| Given instruction |
Read through the data and report every line in which the word "React" occurs.

| Dataset excerpt |

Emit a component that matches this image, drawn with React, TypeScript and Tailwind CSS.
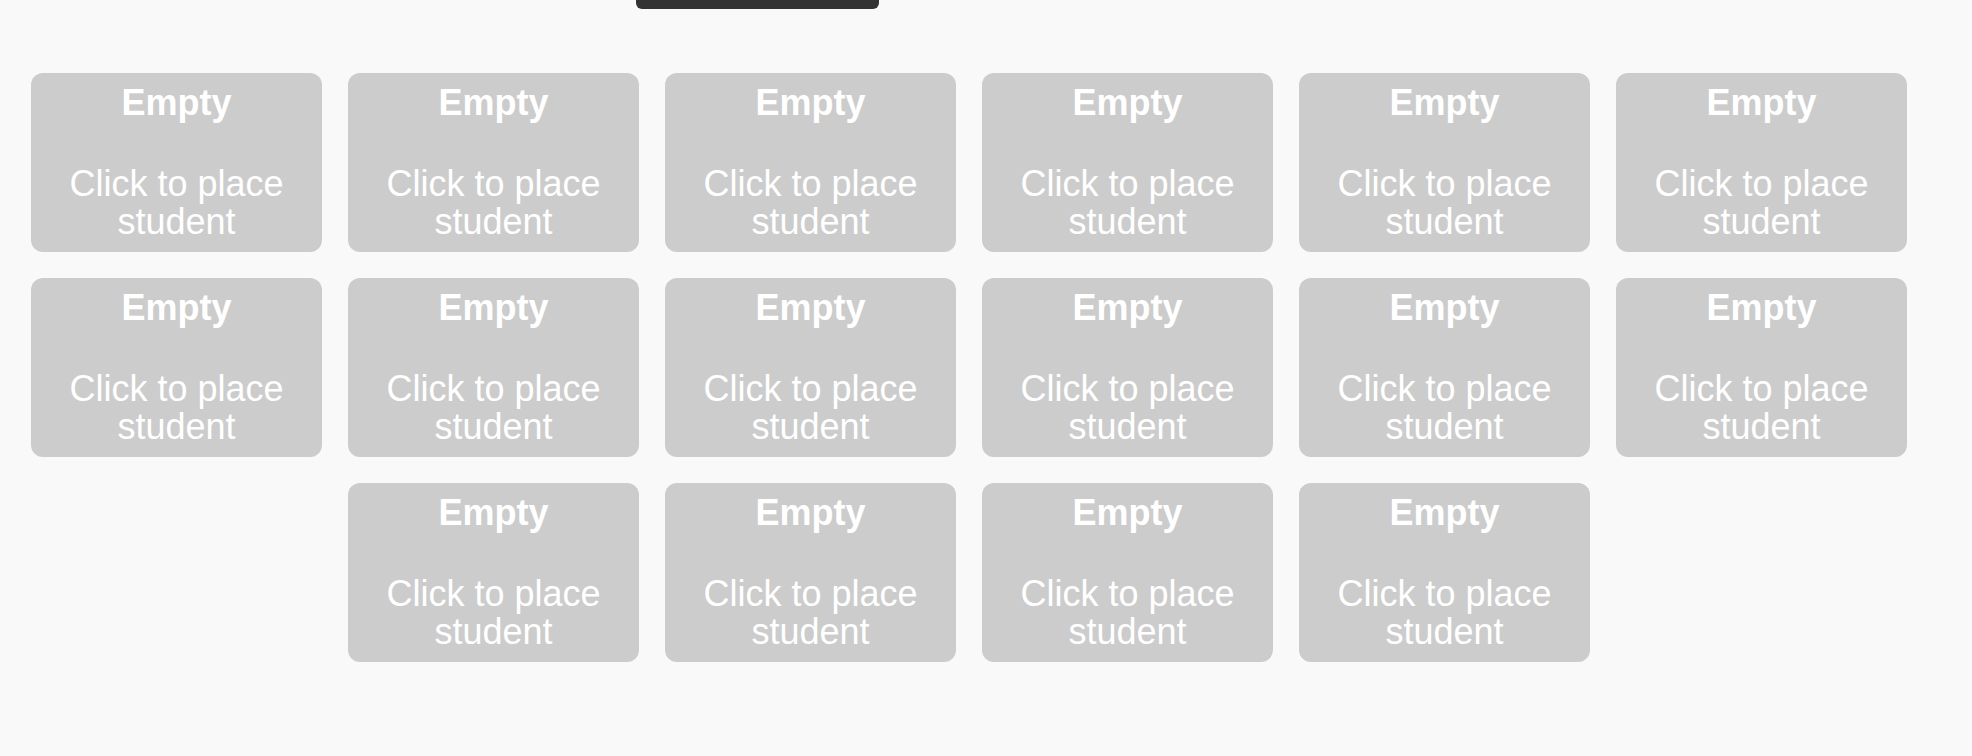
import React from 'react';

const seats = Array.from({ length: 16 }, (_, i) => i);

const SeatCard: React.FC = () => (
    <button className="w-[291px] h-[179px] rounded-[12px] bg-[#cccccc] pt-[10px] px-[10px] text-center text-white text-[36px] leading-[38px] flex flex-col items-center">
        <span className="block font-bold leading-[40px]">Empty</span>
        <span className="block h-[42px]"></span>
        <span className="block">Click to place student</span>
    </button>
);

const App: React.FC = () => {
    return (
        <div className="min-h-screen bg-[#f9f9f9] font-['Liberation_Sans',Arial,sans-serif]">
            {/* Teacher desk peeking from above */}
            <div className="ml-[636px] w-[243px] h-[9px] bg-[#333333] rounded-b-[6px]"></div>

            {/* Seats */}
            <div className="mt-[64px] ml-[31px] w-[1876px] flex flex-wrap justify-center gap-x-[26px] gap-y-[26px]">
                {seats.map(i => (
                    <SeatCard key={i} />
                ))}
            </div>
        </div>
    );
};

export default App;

| Answer to this exercise |
Emit a component that matches this image, drawn with React, TypeScript and Tailwind CSS.
import React from 'react';
const SeatCard: React.FC = () => (
const App: React.FC = () => {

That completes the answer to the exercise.